**Instruction:**
Here are some records; copy every line that holds the word "index".
╭──
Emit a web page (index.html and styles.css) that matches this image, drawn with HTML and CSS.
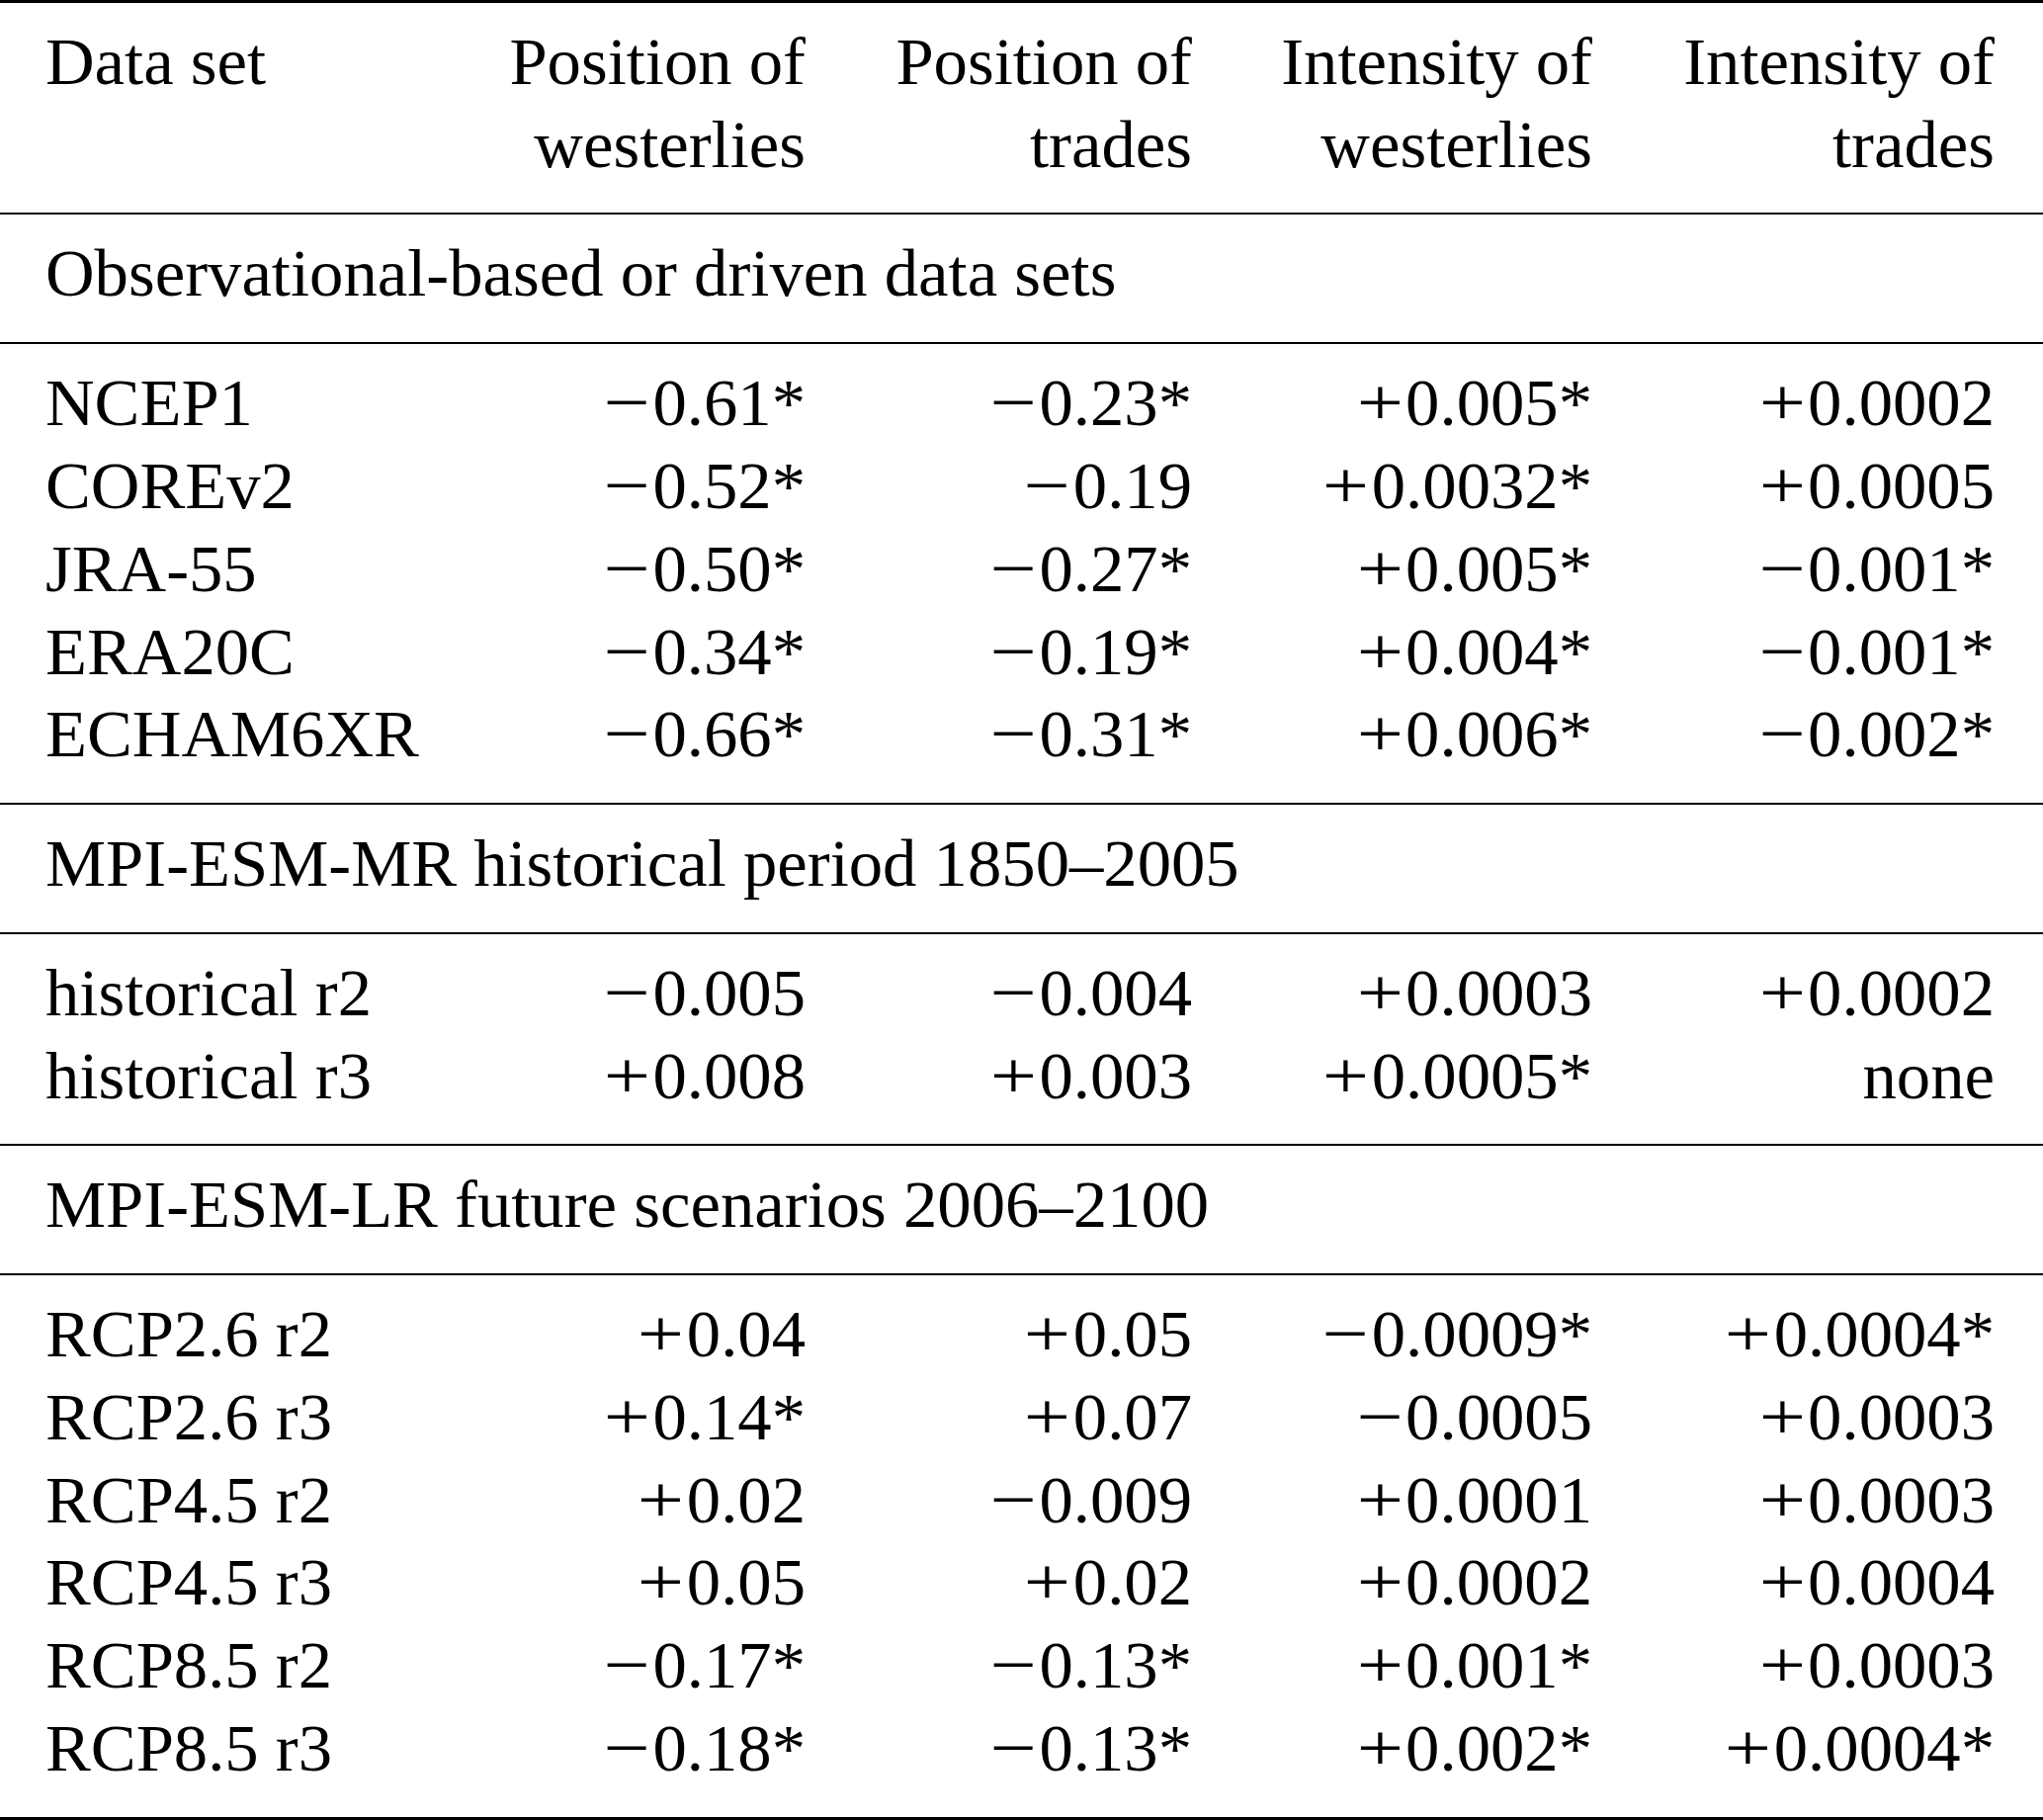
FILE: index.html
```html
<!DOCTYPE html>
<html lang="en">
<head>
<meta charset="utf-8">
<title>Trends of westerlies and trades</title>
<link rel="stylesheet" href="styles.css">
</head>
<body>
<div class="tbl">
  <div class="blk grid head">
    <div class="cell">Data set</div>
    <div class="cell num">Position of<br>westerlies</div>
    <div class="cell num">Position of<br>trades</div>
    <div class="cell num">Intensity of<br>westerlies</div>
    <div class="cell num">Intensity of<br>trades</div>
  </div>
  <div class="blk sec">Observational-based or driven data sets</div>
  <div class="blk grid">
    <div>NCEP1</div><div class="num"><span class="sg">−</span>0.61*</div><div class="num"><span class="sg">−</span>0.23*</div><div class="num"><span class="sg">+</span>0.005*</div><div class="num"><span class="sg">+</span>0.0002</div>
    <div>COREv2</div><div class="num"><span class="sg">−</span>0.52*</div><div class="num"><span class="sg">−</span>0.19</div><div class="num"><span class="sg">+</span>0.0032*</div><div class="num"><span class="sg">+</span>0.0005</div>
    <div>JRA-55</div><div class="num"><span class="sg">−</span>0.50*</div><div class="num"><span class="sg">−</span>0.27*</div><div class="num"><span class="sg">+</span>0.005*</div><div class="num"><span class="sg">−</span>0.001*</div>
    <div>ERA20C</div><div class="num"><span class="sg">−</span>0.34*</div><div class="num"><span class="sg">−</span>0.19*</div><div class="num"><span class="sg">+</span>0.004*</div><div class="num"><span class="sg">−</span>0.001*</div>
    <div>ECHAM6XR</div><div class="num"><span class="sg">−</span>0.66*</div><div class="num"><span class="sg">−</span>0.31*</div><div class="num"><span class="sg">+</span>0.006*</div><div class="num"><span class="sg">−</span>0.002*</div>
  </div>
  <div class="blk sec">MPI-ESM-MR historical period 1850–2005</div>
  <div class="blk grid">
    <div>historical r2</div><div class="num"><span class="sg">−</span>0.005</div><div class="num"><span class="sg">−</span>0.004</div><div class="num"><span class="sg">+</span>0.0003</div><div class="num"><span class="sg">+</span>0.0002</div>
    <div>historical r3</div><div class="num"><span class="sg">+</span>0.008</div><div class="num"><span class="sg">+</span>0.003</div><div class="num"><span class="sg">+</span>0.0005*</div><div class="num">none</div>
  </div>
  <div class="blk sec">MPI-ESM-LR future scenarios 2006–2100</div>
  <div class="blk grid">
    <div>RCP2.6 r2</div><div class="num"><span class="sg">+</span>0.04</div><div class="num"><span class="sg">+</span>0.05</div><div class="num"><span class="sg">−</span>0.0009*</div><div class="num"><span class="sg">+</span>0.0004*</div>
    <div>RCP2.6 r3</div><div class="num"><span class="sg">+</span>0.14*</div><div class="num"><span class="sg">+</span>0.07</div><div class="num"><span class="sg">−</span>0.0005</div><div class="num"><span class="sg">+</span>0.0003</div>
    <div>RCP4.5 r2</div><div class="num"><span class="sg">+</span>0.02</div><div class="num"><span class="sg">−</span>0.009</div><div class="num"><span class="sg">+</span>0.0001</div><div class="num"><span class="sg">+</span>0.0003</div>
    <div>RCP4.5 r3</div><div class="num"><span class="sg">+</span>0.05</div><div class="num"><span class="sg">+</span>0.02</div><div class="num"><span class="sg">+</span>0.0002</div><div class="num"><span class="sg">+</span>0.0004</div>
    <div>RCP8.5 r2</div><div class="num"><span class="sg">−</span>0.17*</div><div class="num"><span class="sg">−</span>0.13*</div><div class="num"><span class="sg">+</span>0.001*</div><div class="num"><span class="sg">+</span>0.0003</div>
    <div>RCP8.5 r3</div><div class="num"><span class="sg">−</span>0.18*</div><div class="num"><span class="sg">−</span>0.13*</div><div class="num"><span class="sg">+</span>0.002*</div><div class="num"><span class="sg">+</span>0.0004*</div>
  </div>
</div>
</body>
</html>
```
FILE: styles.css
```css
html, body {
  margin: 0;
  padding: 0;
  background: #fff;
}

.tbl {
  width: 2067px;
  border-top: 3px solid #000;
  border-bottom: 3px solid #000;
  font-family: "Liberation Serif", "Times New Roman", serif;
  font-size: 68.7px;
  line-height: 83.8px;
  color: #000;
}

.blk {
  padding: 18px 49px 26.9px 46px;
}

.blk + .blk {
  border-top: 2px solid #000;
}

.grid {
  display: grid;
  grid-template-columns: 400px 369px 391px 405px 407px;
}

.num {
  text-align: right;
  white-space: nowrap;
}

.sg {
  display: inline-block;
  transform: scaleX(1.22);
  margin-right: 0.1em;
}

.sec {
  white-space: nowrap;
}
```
╰──
╭──
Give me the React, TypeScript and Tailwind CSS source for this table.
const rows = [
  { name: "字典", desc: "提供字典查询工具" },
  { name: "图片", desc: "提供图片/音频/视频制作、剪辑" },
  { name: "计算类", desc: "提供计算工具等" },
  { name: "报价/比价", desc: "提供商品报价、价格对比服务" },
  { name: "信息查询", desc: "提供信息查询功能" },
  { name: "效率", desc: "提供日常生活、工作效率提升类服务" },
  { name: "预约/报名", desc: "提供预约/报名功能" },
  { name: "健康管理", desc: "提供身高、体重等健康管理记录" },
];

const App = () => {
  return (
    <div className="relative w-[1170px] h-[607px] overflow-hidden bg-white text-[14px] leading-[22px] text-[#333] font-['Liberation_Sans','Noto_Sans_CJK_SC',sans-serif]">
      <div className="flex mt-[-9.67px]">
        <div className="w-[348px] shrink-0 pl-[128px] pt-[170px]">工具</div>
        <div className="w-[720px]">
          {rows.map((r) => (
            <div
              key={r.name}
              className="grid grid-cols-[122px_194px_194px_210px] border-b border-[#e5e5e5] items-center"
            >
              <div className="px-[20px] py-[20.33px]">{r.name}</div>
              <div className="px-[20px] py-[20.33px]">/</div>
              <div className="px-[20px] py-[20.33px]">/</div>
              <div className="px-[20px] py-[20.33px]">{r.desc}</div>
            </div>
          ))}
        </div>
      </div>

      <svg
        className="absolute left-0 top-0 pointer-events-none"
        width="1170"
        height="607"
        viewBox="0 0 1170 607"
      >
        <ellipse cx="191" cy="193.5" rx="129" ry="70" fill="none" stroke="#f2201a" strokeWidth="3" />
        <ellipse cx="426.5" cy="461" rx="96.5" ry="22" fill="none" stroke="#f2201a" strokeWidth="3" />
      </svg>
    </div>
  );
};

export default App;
╰──
**Correct answer:**
Emit a web page (index.html and styles.css) that matches this image, drawn with HTML and CSS.
FILE: index.html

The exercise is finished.